It is the start of an anticlerical tradition in France, partly set in motion by the Loudun affair and various other possession cases which would end in the abolishment of catholicism in France.

The format of the book is an example of a whore dialogue. In a series of five dramatic conversations between two fictional nuns (sister Agnès and sister Angélique) are related. In these conversations, the elder more experienced woman instructs the younger about sex.

In an amusing passage, Marine, a young man who has entered the convent is exposed by the abbess. La Fontaine made this into a bawdy poem, "Les lunettes".

In 1724, Edmund Curll published the "pornographic" title that argued that it is the church, and not Christ, that forbids sexual exploration. In 1727 he was convicted under the common law offence of disturbing the peace for its publication. It appears to be the first conviction for obscenity in the United Kingdom, and set a legal precedent for other convictions.

Contents

French description

Sous la forme de cinq entretiens entre soeur Agnès et soeur Angélique, prétendument racontés à la mère abbesse du couvent par l'abbé du Prat pour tenter de "rendre à la voix et aux actions le beau feu dont elles ont été animées ", Vénus dans le cloître - paru dès 1672 - inaugure le roman érotique d'éducation sexuelle à l'adresse des jeunes filles, dont Thérèse philosophe (Babel ne 37) et le Rideau levé ou l'Education de Laure (Babel ne 121) seront les fleurons. Ici, l'évocation des plaisirs emprunte à la religion son vocabulaire et à la rhétorique ses subtilités pour subvertir plus sûrement et de l'intérieur la morale close de l'Eglise. Et, par le jeu du paradoxe, donner à ce roman précurseur une grande liberté de ton. --via Amazon.fr


Publishing History

The publication of Venus in the Cloister from London in 1724 was not without its fair share of controversy. It's publication is attributed to Edmund Curll, a popular and quite interesting figure of 18th century London. He was notoriously reputed for championing the cause of experimental books that focused on themes of sexuality. Even though Edmund Curll ensured that his name was not mentioned in the title page of Robert Samber’s translation, it did not prevent him for running into trouble. Curll began to face problems right after the publication of this book and was arrested twice in 1725 and then again in 1727. He became the first person in England to be convicted on charge of obscenity under the common law.

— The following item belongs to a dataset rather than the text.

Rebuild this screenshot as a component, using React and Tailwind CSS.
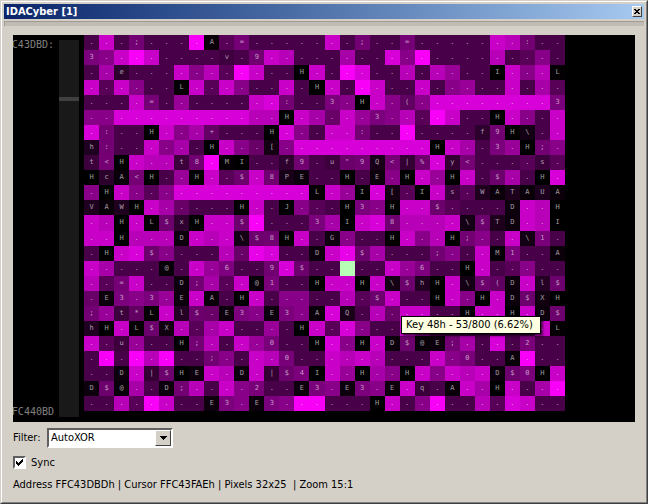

William James Thoms, Edmund Curll’s biographer, recorded the proceedings of the trial. There appears to be a confusion in understanding the chronology of the trial because Thoms claims that Venus in the Cloister was only one of the three publications for which he was sent to trial, and perhaps not the most important one either.

Edmund Curll’s arrest was not just an action directed against Curll the individual but also the types of books he usually published. A report in "The Whitehall Evening Post", claims that Lord Townshend was responsible for having Edmund Curll arrested in 1725 because he published "obscene Books and Pamphlets, tending to encourage Vice and Immorality".

Edmund Curll had relevant arguments against Townshend’s attack. Venus in the Cloister was a translation which had not acquired any legal action when it first appeared on print. Moreover, Edmund Curll argued that, Jean Barrin’s work was meant to be read as a satire attacking the injustices of the Church. Even A Treatise of the Use of Flogging in Venerial Affairs had been published before its translation without any legal intervention. The argument was quite valid and in favor of Edmund Curll but his luck was short lived. While Townshend fretted over how to convict Curll, John Ker appeared on the scene. Edmund Curll had met John Ker in jail- he was an old man with quite an adventurous history and conveniently enough for Curll, he had just finished writing his memoirs which was also quite libelous . When Curll published Memoirs of John Ker, Townshend found enough reason to send him behind bars once again, and this time with plenty of legal reason.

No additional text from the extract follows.